In contrast, older distributed filesystems, such as NFS, AFS and DFS, offer restricted semantics in order to conserve network bandwidth. For example, if a pair of AFS clients both write to the same file at the same time, the last client to close the file wins—the other client's changes are lost. This difference is illustrated in the following sequence of events:

  1. Client A opens a file.

  2. Client B opens the same file.

  3. Client A writes all As to the first block of the file.

  4. Client B writes all Bs to the first block of the file.

  5. Client B writes all Bs to the second block of the file.

  6. Client A writes all As to the second block of the file.

  7. Client A closes the file.

  8. Client B closes the file.

With local-filesystem semantics, the first block of the file contain all Bs and the second block all As. With last-close semantics, both blocks contain all Bs.

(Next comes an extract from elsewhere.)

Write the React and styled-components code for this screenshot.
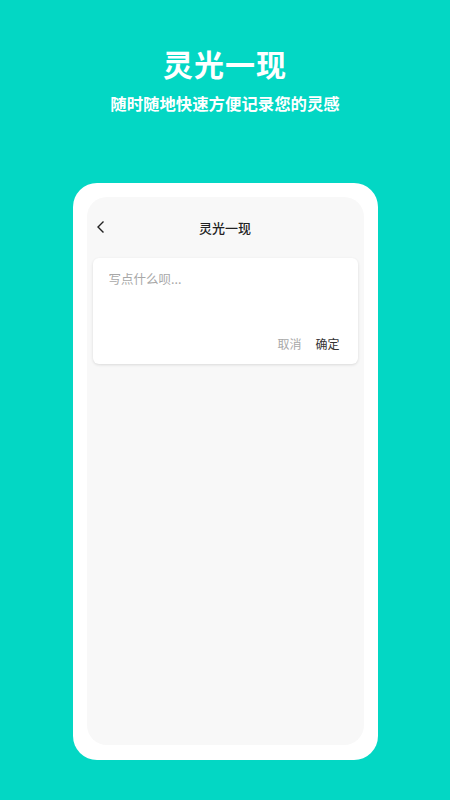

This difference in semantics might surprise applications designed to run on local filesystems, but it greatly reduces the amount of communication required between the two clients. With AFS last-close semantics, the two clients need to communicate only when opening and closing. With strict local semantics, however, they may need to communicate on each write.

It turns out that a surprisingly large fraction of existing applications tolerate the difference in semantics. As local networks become faster and cheaper, however, there is less reason to stray from local filesystem semantics. After all, a distributed filesystem offering the exact same semantics as a local filesystem can run any application that runs on the local filesystem. Distributed filesystems that stray from local filesystem semantics, on the other hand, may or may not do so. So, unless you are distributing your filesystem across a wide-area network, the extra bandwidth seems a small price to pay for full compatibility.

The Linux 2.4 kernel was not entirely friendly to distributed filesystems. Among other things, it lacked an API for invalidating pages from an mmap()ed file and an efficient way of protecting processes from oom_kill(). It also lacked correct handling for NFS lock requests made to two different servers exporting the same distributed filesystem.